With public toilet facilities declining, and more reports of anti-social toilet-related behaviour, it’s clear that the professional driver has a problem accessing toilet facilities during their work day.
In the week that I decided to tackle this thorny subject, I was forced to witness a most disturbing demonstration of public toileting. As I waited on the rank at Jermyn Street, by Haymarket, a man approached the temporary loo on the corner. It wasn’t an enclosed booth, but one of those open-view stand-up pissoirs that they put up on projected high-alcohol weekends. He proceeded to unzip himself and took a pee, just a few yards from my cab and right in my line of view. Not wishing to witness the full horror of this spectacle I busied myself with checking my ComCab screen; just noting enough for the purposes of this article. It was a thoroughly unpleasant sight at 6pm at a busy West End junction. I wondered what the good, unsuspecting, burghers, of St James would think as they go about their honest business; or visitors passing by, hoping to soak up the glamour and sophistication of the capital. I also wondered what my account customer would think, should he emerge from his office at this moment. The event was not only totally legal, but encouraged by the presence of these awful toilet stalls. What has this country come to? (and what a job it must be for the people unloading these contraptions!).
Maybe I shouldn’t have been offended? I do tend to be caught out by modern practices that would have been considered disgraceful in my younger days: wearing pyjamas to go to the shops is one recent practice. Toileting in public on a busy West End street is another. My first thought was, there was no need for it. Any pedestrian caught short can try a pub, café, or coffee shop. Confident folk might even try to get past a hotel doorman. I doubt all of these establishments would let non-customers use their facilities, but I’d imagine most would be sympathetic.
It’s more difficult for us drivers because we have parking restrictions to consider. Regency Place looks a good place to park for a few minutes, but as many cab drivers have found out, they are watching you. A friend of mine had his number taken there very recently. Westminster Council would probably deny employing stealth taxing, but they’ve been targeting people for several years by the Iron Lung – one of the few remaining free toilets in Central London. If Westminster parking spooks want to do something useful, they could help clear the vans and mini-cabs from Bond Street.
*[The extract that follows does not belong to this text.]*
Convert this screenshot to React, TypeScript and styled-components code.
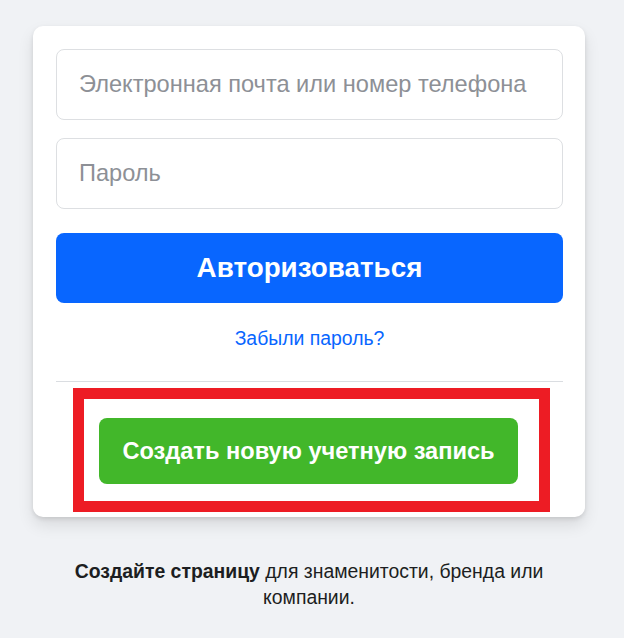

Many public toilets are only open in the daytime, and there are plans to close some down completely, according to consultancy notices I’ve seen around. If you find one open, you often have to pay. While I understand this, I still kind of resent paying for health and hygiene while I’m serving the great public of London (I’m also offended when I’m on a day out to London and I have to pay to use the toilets at Euston after paying a king’s ransom for a train ticket).
Without adequate facilities, we will continue to hear about taxi drivers dumping bottles full of urine in residential streets, and of Uber drivers using people’s gardens around Heathrow as toilets. Disgusting behaviour, but London councils should do more to help people whose work involves driving around all day, scared to stop moving. Taxi drivers are understandably concerned with their own situation, but the lack of facilities for private hire drivers is probably worse, as they have no official rest ranks. It all contributes to an unpleasant and unhealthy environment. People don’t generally pee for fun – though I understand some people use toilet cubicles for fun.
I don’t think I’m being controversial in saying that cab driving doesn’t tend to be a young person’s game. There must be quite a few drivers with bladder and bowel problems, and holding it in can bring on urinary tract problems.
Councils will say it’s all about money, but they really need to keep their public toilets open, particularly if TfL are licensing 700 mini-cab drivers every week.
My research shows there’s a Community Toilet Scheme (CTS) in operation, where participating bars, shops and restaurants provide free access to their facilities during trading hours. I’ve not seen any businesses with stickers promoting this, but it’s a good move. Some coffee shops keep their toilets locked and you have to ask for a code at the counter, but at least there are plenty of them around these days. I can see why some places are reluctant to oblige, because some people are messy, and some vandalise toilets for fun. I think the best we can do at present is identify places where we can park safely for a few minutes, and find somewhere that looks user-friendly. If we can’t slip in and out unnoticed, then ask politely.
As a humorous footnote, five minutes after witnessing the public peeing, a man walked his dog up to the toilet and let it do its business. Open plan toilets for dogs are one thing, but please, not for people. That’s taking the piss.